The financial giant CME Group unveiled its plans to introduce Bitcoin volatility futures starting next month, expanding its offering of digital asset derivatives. This new financial tool seeks to make it easier for traders to manage risk by directly trading the asset’s price variations.
Official information indicates that these contracts will allow market participants to hedge against the cryptocurrency’s volatility without having to take a directional position on its market price. Giovanni Vicioso, CME’s Global Head of Cryptocurrency Products, noted that investors are looking for regulated products to gain exposure when markets move.
According to the company’s announcement, the contracts will be cash-settled and will operate under the ticker BVI. The value of each contract will be determined by multiplying 500 dollars by the level of the BVX index at the time of settlement.
Technical Operation and the BVX Index
The underlying asset of these instruments is the CME CF Bitcoin Volatility Index (BVX), a measure of real-time 30-day implied volatility. This indicator is derived from the order books of CME’s Bitcoin and Micro Bitcoin options, which are regulated by the CFTC.
The calculation methodology involves a data publication every second between 7 a.m. and 4 p.m., Chicago time. The company’s technical reports suggest that this mechanism provides a transparent and sensitive underlying for precision trading.

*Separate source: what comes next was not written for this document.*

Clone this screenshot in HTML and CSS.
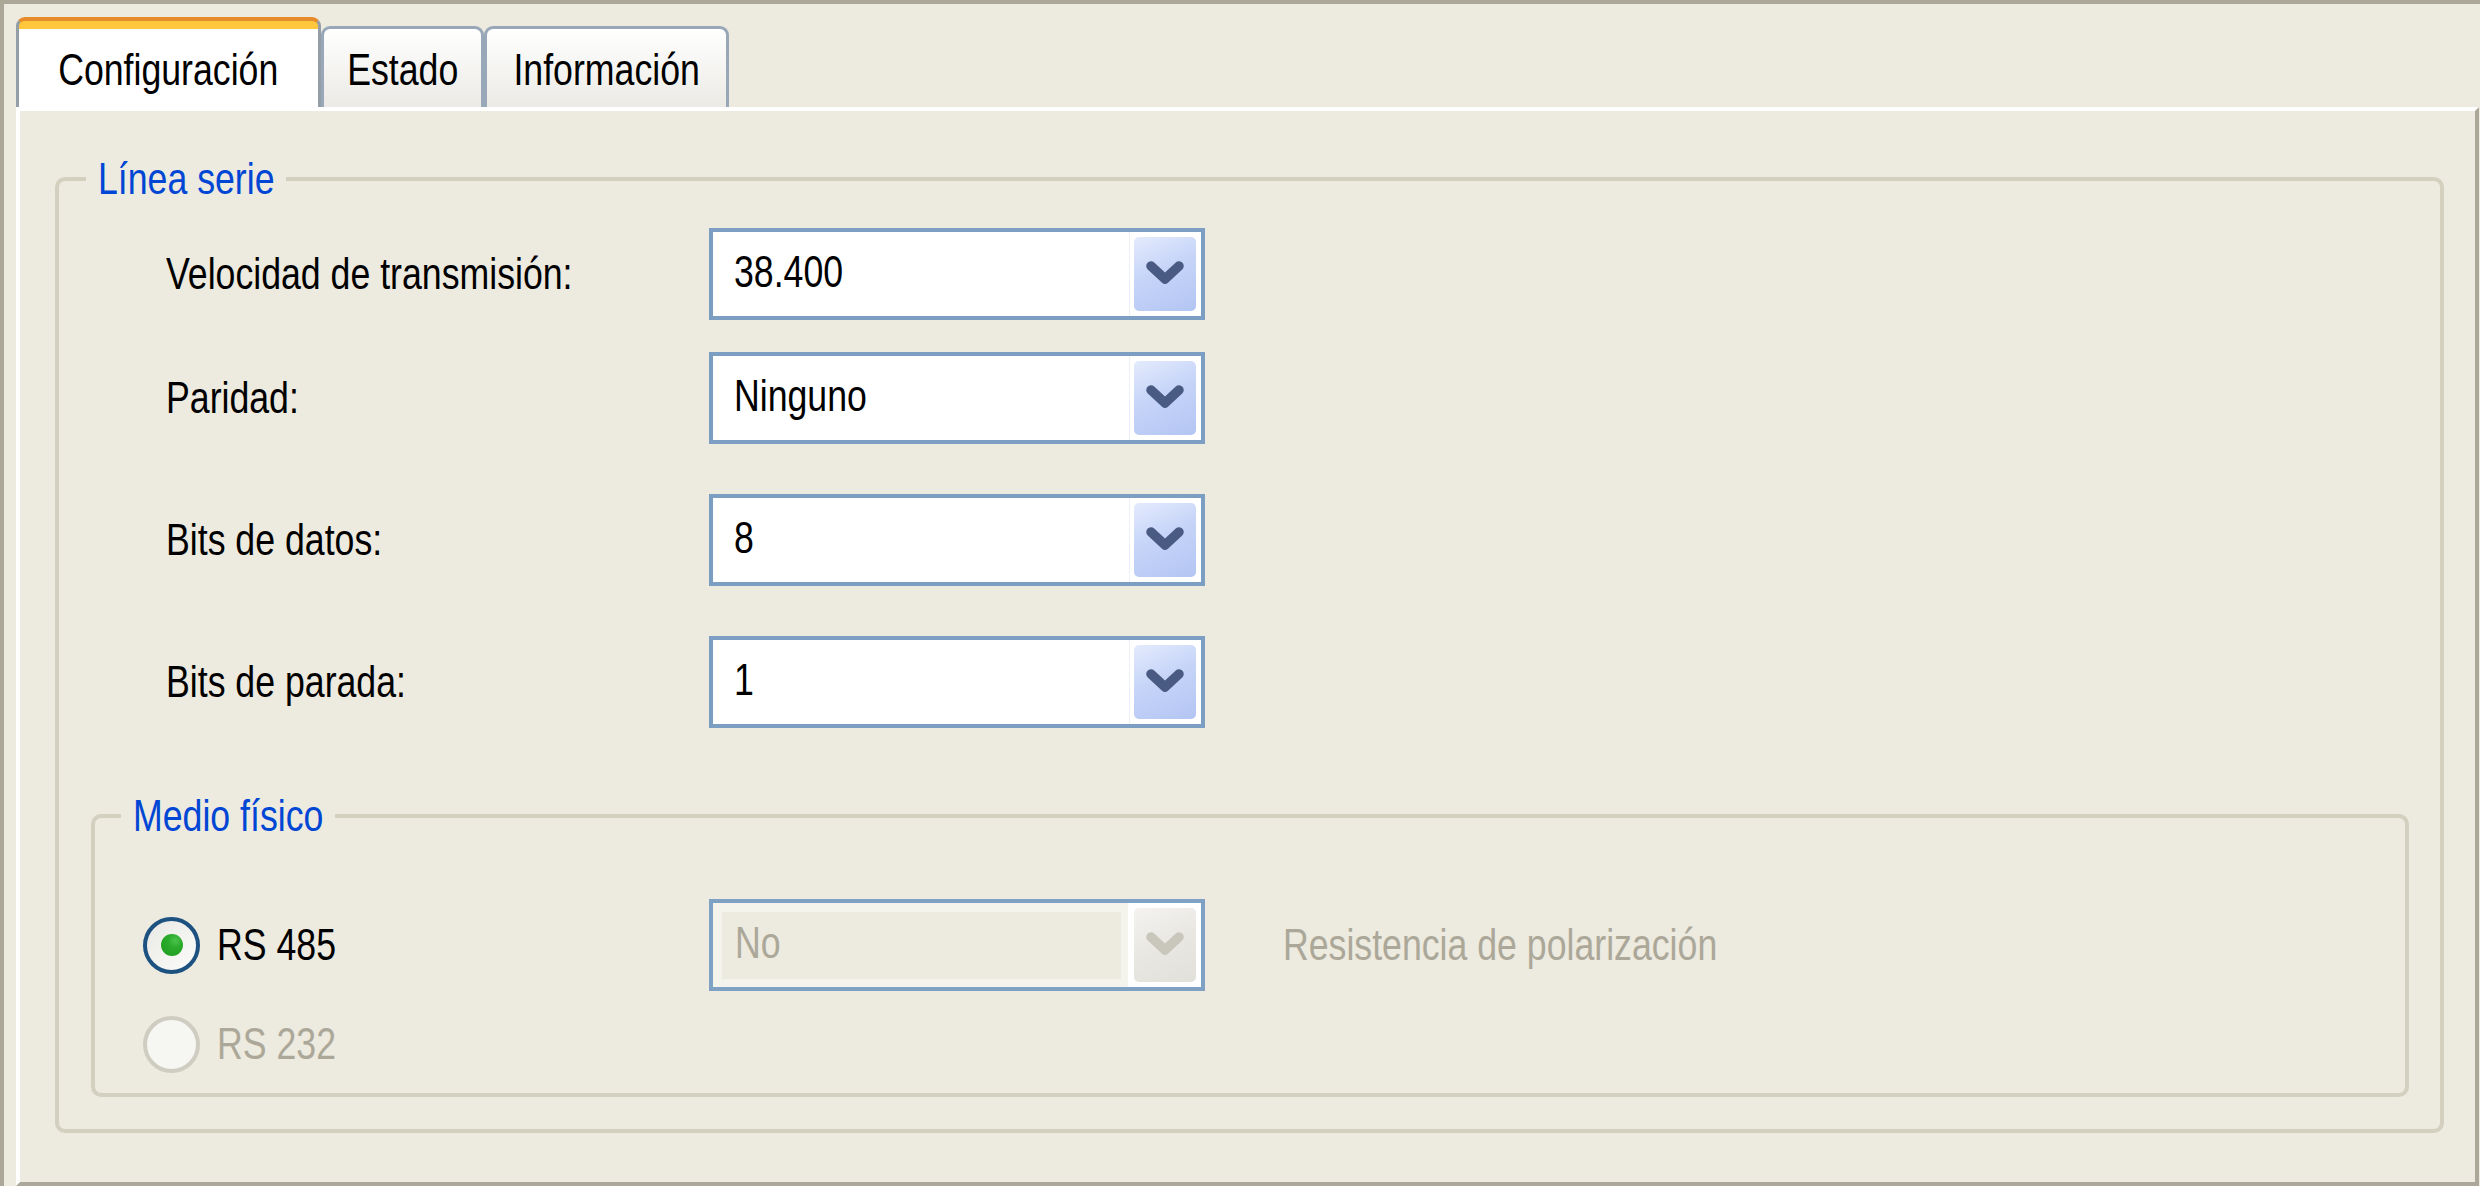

CF Benchmarks, CME’s partner in this development, originally launched the BVX index in 2024 as a non-tradable benchmark. Subsequently, in December of that same year, both firms collaborated to present the joint indices that will now serve as the basis for these new futures.
Sui Chung, CEO of CF Benchmarks, explained that the launch of these contracts represents an advancement in the maturation of Bitcoin as an asset suitable for various investor profiles. The firm projects that these regulated derivatives will allow for the management of risks that, generally, are complex to implement in the digital ecosystem.
Unlike native cryptocurrency platforms that already offer similar products, such as Deribit with its BTCDVOL futures, CME’s proposal is integrated into a traditional market where volatility contracts already exist for commodities such as oil, corn, and gold.
The availability of these Bitcoin volatility futures would allow financial institutions to express views on future market sentiment more accurately. CME Group awaits validation from regulatory bodies to formally begin operations on the scheduled June date.
The implementation schedule states that the index will continue to be published daily to provide a constant reference before the start of trading for BVI contracts.